Under the leadership of Mr. XXXt LLC is dedicated to revolutionizing material-handling processes through the provision of innovative Smart Lean Material Handling Systems (SLMHS). Our comprehensive range of services encompasses software and technology integration, process optimization, automation, warehouse design, and preventive maintenance. By combining cutting-edge technology with lean principles, we help manufacturers optimize efficiency, reduce waste, and achieve operational excellence. Our modular and scalable solutions cater to the diverse needs of manufacturers, empowering them to streamline their operations, enhance productivity, and thrive in an increasingly competitive landscape. With a customer-centric approach and a commitment to delivering tailored solutions, XXX LLC aims to be the catalyst for success in the ever-evolving manufacturing and supply-chain industry.

 

  1. It follows; the Business Plan did not introduce a new endeavor, but was an extension of Appellant’s endeavor (as depicted in the documents filed in the self-petition), in response to the RFE.
  2. It is Appellant’s assertion that the Business Plan does not provide a new set of facts that materially changes the endeavor identified in the self-petition. In sum, at the heart of both his original and revised endeavors is the core objective of driving excellence and efficiency in manufacturing and supply chain industries through Lean methodologies and continuous improvement techniques. While the manifestation of his goal shifted from improving processes at individual venues of employment to starting a consultancy, both visions emanate from his unwavering commitment to revolutionize the way industries operate in America. His initial proposition was rooted in a localized approach. However, in light of the RFE, he took a holistic stance to address a broader range of industries and thereby make a more significant impact. This pivot to a consultancy focusing on the implementation of smart-lean-material-handling systems was to showcase a tangible roadmap, not to change his story.
  3. Besides, business plans are important in satisfying the national importance limb of a NIW application. It is trite law that prospective job creation must be demonstrated through submission of a comprehensive business plan. 8 C.F.R. § 204.6(j)(4)(i). The AAO has previously held in the precedent decision Matter of Ho 22 I&N Dec. 206,213 (Assoc. Comm’r 1998)that, to be “comprehensive,” a business plan “must be sufficiently detailed to permit [USCIS] to draw reasonable inferences about the job-creation potential.”. The decision concludes: “Most importantly, the business plan must be credible.” Id.
  4. Appellant’s Business Proposal is sufficiently detailed to meet the credibility threshold. It details inter alia, the personnel plan with their job roles, scope of services, market analysis that identifies the gap in the market, a SWOT analysis, a five-year marketing and sales plan, and a projected financial information.
  5. Further, support his averment why the endeavor is of national interest, Appellant first states that the endeavor will reinforce domestic manufacturing.

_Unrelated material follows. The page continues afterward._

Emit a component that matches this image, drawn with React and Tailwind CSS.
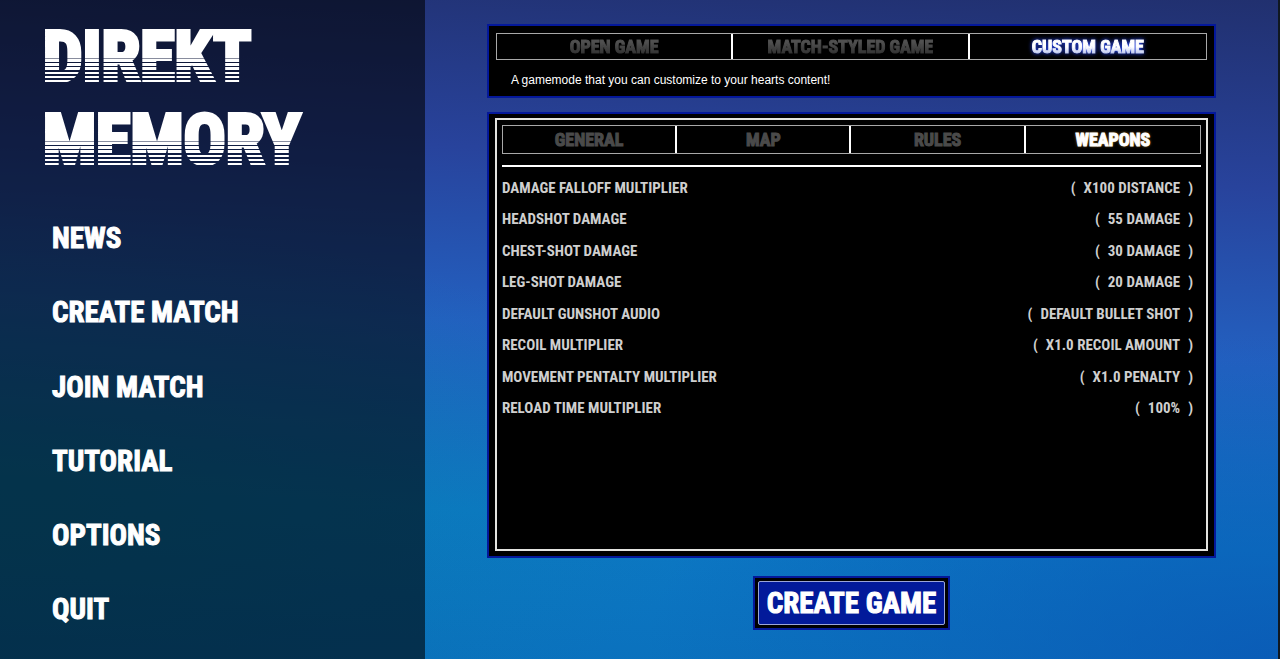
import { useState } from 'react';
import clsx from 'clsx';

const menuItems = ['News', 'Create Match', 'Join Match', 'Tutorial', 'Options', 'Quit'];

const gameModes = ['Open Game', 'Match-Styled Game', 'Custom Game'];

const settingTabs = ['General', 'Map', 'Rules', 'Weapons'];

const weaponSettings = [
  { label: 'Damage Falloff Multiplier', value: 'x100 Distance' },
  { label: 'Headshot Damage', value: '55 Damage' },
  { label: 'Chest-Shot Damage', value: '30 Damage' },
  { label: 'Leg-Shot Damage', value: '20 Damage' },
  { label: 'Default Gunshot Audio', value: 'Default Bullet Shot' },
  { label: 'Recoil Multiplier', value: 'x1.0 Recoil Amount' },
  { label: 'Movement Pentalty Multiplier', value: 'x1.0 Penalty' },
  { label: 'Reload Time Multiplier', value: '100%' },
];

// One word of the logo, the lower half is cut into stripes
const LogoWord = ({ children }) => (
  <span className="block w-fit bg-clip-text pr-1 text-transparent [-webkit-text-stroke:4px_transparent] bg-[linear-gradient(#fff_42px,#ffffff80_42px,#ffffff80_43px,#fff_43px,#fff_46px,transparent_46px,transparent_47px,#fff_47px,#fff_50px,transparent_50px,transparent_51px,#fff_51px,#fff_54px,transparent_54px,transparent_56px,#fff_56px,#fff_58px,transparent_58px,transparent_60px,#fff_60px,#fff_62px,transparent_62px,transparent_64px,#fff_64px,#fff_66px,transparent_66px,transparent_68px,#fff_68px)]">
    {children}
  </span>
);

const Sidebar = () => (
  <aside className="flex w-[33.25%] shrink-0 flex-col bg-black/58 pb-3">
    <h1 className="pt-4 pl-[43px] text-[70px] leading-[83px] font-bold">
      <LogoWord>Direkt</LogoWord>
      <LogoWord>Memory</LogoWord>
    </h1>
    <nav className="mt-5 grid flex-1 grid-rows-6 items-center pl-[52px] text-[29px] font-bold [-webkit-text-stroke:1px_white]">
      {menuItems.map((item) => (
        <a key={item} href="#" className="w-fit uppercase hover:opacity-80">
          {item}
        </a>
      ))}
    </nav>
  </aside>
);

const ModeTabs = ({ active, onChange }) => (
  <div className="grid h-[27px] grid-cols-3 divide-x-2 divide-white border border-[#a8a8a8]">
    {gameModes.map((mode) => (
      <button
        key={mode}
        onClick={() => onChange(mode)}
        className="flex items-center justify-center text-lg leading-6 font-bold uppercase"
      >
        <span
          className={clsx(
            'bg-clip-text text-transparent [-webkit-text-stroke:1px_transparent]',
            mode === active
              ? 'bg-linear-to-b from-white from-50% to-[#8a9ae0] drop-shadow-[0_0_2px_#2a4cff]'
              : 'bg-linear-to-b from-[#505050] from-30% to-[#262626]'
          )}
        >
          {mode}
        </span>
      </button>
    ))}
  </div>
);

const SettingTabs = ({ active, onChange }) => (
  <div className="grid h-[29px] grid-cols-4 divide-x-2 divide-white border border-[#a8a8a8]">
    {settingTabs.map((tab) => (
      <button
        key={tab}
        onClick={() => onChange(tab)}
        className={clsx(
          'flex items-center justify-center text-lg leading-6 font-bold uppercase [-webkit-text-stroke:1px_currentColor]',
          tab === active ? 'text-white text-shadow-[0_0_3px_#d99a30]' : 'text-[#4a4a4a]'
        )}
      >
        {tab}
      </button>
    ))}
  </div>
);

const SettingRow = ({ label, value }) => (
  <li className="flex items-center justify-between pr-2">
    <span>{label}</span>
    <div className="flex items-center gap-2">
      <button aria-label={`Previous ${label}`} className="hover:text-white">
        (
      </button>
      <span className="uppercase">{value}</span>
      <button aria-label={`Next ${label}`} className="hover:text-white">
        )
      </button>
    </div>
  </li>
);

const App = () => {
  const [mode, setMode] = useState('Custom Game');
  const [tab, setTab] = useState('Weapons');

  return (
    <div className="flex min-h-screen border-r-2 border-[#101820] bg-[radial-gradient(ellipse_at_0%_75%,#087f9c70,transparent_40%),radial-gradient(ellipse_at_100%_100%,#0a55b4c0,transparent_35%),linear-gradient(183deg,#21306f_0%,#28439c_26%,#2360c0_50%,#0c78c4_76%,#0a70bc_100%)] font-['Liberation_Sans_Narrow','Roboto_Condensed','Liberation_Sans',sans-serif] text-white uppercase">
      <Sidebar />

      <main className="flex flex-1 flex-col px-[62px] pt-6 pb-[29px]">
        <section className="border-2 border-[#04189a] bg-black px-[7px] pt-[7px] pb-[6px]">
          <ModeTabs active={mode} onChange={setMode} />
          <p className="mt-[10px] pl-[15px] font-['Liberation_Sans',sans-serif] text-xs leading-5 normal-case">
            A gamemode that you can customize to your hearts content!
          </p>
        </section>

        <section className="mt-[14px] flex flex-1 flex-col border-2 border-[#04189a] bg-black px-[6px] pt-1 pb-[5px]">
          <div className="flex-1 border-2 border-[#e4e4e0] px-[5px] pt-[5px]">
            <SettingTabs active={tab} onChange={setTab} />
            <hr className="mt-[11px] border-t-2 border-white" />
            <ul className="mt-[5px] grid h-[252px] grid-rows-8 text-[15px] font-bold text-[#cfcfcf]">
              {weaponSettings.map((setting) => (
                <SettingRow key={setting.label} {...setting} />
              ))}
            </ul>
          </div>
        </section>

        <button className="mt-[18px] self-center border-2 border-[#04189a] bg-black p-[3px]">
          <span className="block rounded-[2px] border border-[#9aa4d8] bg-[#021a9a] px-2 text-[29px] leading-[42px] font-bold uppercase [-webkit-text-stroke:1px_white]">
            Create Game
          </span>
        </button>
      </main>
    </div>
  );
};

export default App;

Under the Biden administration, there has been a pronounced emphasis on bolstering American manufacturing and reshoring critical supply chains. Appellant’s consultancy aligns directly with this vision, as he aims to streamline and optimize manufacturing and supply-chain processes, making them more competitive on the global stage.
  6. Next, the endeavor will promote economic resilience. By enhancing the efficiency of supply-chain enterprises, Appellant’s endeavor can play a pivotal role in safeguarding the nation from future supply-chain disruptions. This resilience is critical for national security, economic stability, and maintaining the U.S’s position as a global economic powerhouse.
  7. Also, already stated above, the endeavor will promote job Creation & Skill Upgradation. Efficient operations often lead to expanded production capabilities, potentially leading to job creation. Moreover, introducing modern lean methodologies can drive upskilling initiatives within the workforce, creating a more competent labor market.
  8. Further, the endeavor will promote sustainability. Efficient supply chains and manufacturing processes have a direct correlation with reduced waste, lower energy consumption, and a decrease in carbon footprint. As the Biden administration prioritizes sustainability, the endeavor supports the move towards a greener future.
  9. Lastly, the endeavor will pose a global competitive edge. As international competition intensifies, it is imperative for U.S. industries to continually innovate and optimize. With Appellant’s background in industrial engineering and hands-on experience in implementing Lean methodologies, Appellant is poised to propel American industries to the forefront of global excellence.
  10. In light of the forgoing, Appellant asserts that he provided sufficient facts and figures related to his endeavor, to highlight the national importance of Appellant’s endeavor.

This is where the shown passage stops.